Vehicle speed relative to wheel speed with ABS:
In the graph on the right, the blue line behaves the same way; at a vehicle speed of 15 m/s, maximum braking is applied until 0 m/s. This again takes place within a time span of 3 seconds. Now that the ABS is active, the red line at t = 0.3 seconds does not drop to 0 m/s, but the speed of the wheel increases again. This can be seen from the red line, which first goes downward and then rises again shortly before t = 0.5 seconds. The brake pressure is reduced by the ABS at a speed of 7.5 m/s. The speed of the other wheels is equal to the vehicle speed and therefore to the blue line. The ABS sensor of the left front wheel registers the deceleration. The ABS computer recognises the difference in speed and intervenes. The brake pressure is reduced by the hydraulic unit until the blue and red lines are equal again. At that moment, the brake pressure is kept constant. Until the vehicle comes to a standstill, the ABS continues to regulate the speed of the slipping wheel.
The pressure in the master brake cylinder relative to the wheel brake cylinder without ABS:
The force applied to the brake pedal is converted into brake pressure in the master brake cylinder by means of fluid displacement. This brake pressure is shown in the graph below by the blue line.
Regardless of whether the wheel is slipping or not, the brake pressure in the wheel brake cylinder (the red line) remains equal to the pressure in the master brake cylinder. This is therefore the situation without ABS.

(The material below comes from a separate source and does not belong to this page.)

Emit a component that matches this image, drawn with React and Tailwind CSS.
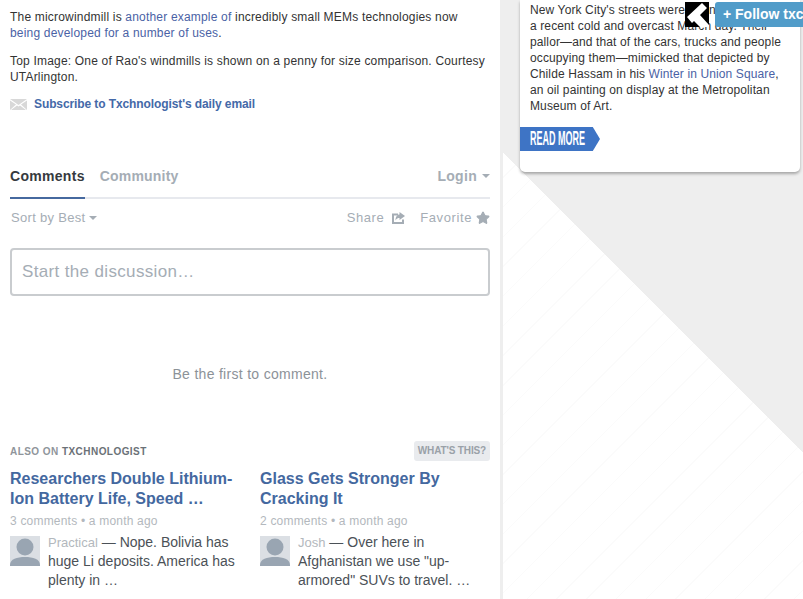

The pressure in the master brake cylinder relative to the wheel brake cylinder with ABS:
In the situation where the ABS is activated, the pressures in the master brake cylinder and in the wheel brake cylinder are no longer equal. The pressure in the master brake cylinder remains high because the driver keeps the brake pedal depressed. In the graph, the red line drops at t = 0.3 seconds; here the ABS reduces the brake pressure. The reduction of the brake pressure ensures that the wheel starts rolling again. From t = 0.4 seconds, the brake pressure is then increased step by step until the speed of the wheel is equal to that of the other wheels. This is the case at t = 2.35 seconds.